Antropologi dan Cita-Cita Transformasi Sosial

  • Bagikan
Muh. Fariz Zainal Islami, S.Sos.

SECARA garis besar disiplin antropologi adalah disiplin ilmu yang berpusat pada kebudayaan dan manusia. Antropologi memiliki peran penting dalam memahami transformasi sosial karena memberikan pendekatan lintas budaya. Melalui pengumpulan data-data aktual di lapangan, analisis konteks, dan pemahaman terhadap perubahan struktural, antropologi dapat membantu menggambarkan dan menjelaskan perubahan-perubahan yang terjadi dalam masyarakat.

Persoalannya, menurut Dede Mulyanto dan Dicky P. Ermanda (2015), gagasan yang berpusat pada kebudayaan tersebut menjadikan antropologi hanya sebatas hadir untuk menguak maksud apa yang diperbuat dan apa yang dilakukan oleh orang di dalam kebudayaannya. Inilah wajah antropologi di Indonesia yang dominan, sampai hari ini, yang didominasi oleh gagasan post- modern. Gagasan yang menjadikan antropologi berada di dalam kesadaran intersubjektifitas orang-orang. Tidak adanya realitas objektif selain konstruksi subjektif atas realitas, maka tidak ada kebenaran objektif. Semuanya relatif, kebenaran itu kontekstual. Dengan pengandaian bahwa kebenaran itu kontekstual maka setiap hasil kajian etnografi dari antropolog dapat digunakan semena-mena untuk kepentingan politik tertentu.

Keinginan untuk melakukan transformasi sosial mengandaikan adanya imajinasi tentang masyarakat yang ideal di masa yang akan datang. Menurut Nancy Munn (1992), studi tentang masa depan kurang mendapat tempat dalam disiplin antropologi yang cenderung berkonsentrasi pada masa lalu. Karena itu Rebecca Bryant & Daniel M. Knight (2019), sesuai dengan tradisi Heideggerian, menganjurkan agar antropologi berfokus pada masa depan. Sebagai upaya antropologi dalam mengurai teleologi kehidupan keseharian. Masa depan membangkitkan energi masa kini, begitu katanya. Orientasi masa depan adalah bagian dari siapa kita dan bagaimana kita mengalami kehidupan sehari-hari. Menarik diri ke arah masa depan dengan harapan besar, dengan antisipasi atau spekulasi fantastik, atau dengan tindakan iman atau percaya pada takdir.

Persimpangan Jalan
Imajinasi tentang kebudayaan ideal di masa yang akan datang, juga sekaligus mengatakan bahwa kebudayaan yang sekarang ini adalah kebudayaan yang salah. Lantas bagaimana antropologi menarik batas antara kebudayaan yang salah dan kebudayaan yang benar sebagai posisi untuk melakukan transformasi sosial jika antropologi itu sendiri mengandaikan kebenaran relatif?

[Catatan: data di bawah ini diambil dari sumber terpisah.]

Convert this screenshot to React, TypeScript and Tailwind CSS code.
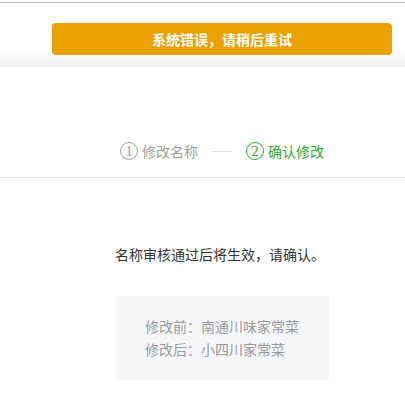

Bersamaan dengan pertanyaan tersebut, kecenderungan gerakan sosial hari ini mengalami hal yang serupa seperti yang digambarkan oleh Rajendra Singh (2001). Terjadi fragmentasi gerakan secara meluas tanpa satu orientasi yang substansial. Gerakan sosial hari ini, dimana post-modern

begitu mendominasi, lebih pada upaya mendefinisikan kembali nilai-nilai kultural kolektif untuk merebut kebudayaan. Ketimbang pada upaya mengejar capaian-capaian material seperti merebut sarana-sarana produksi. Padahal itu tersebut merupakan basis material dari kebudayaan.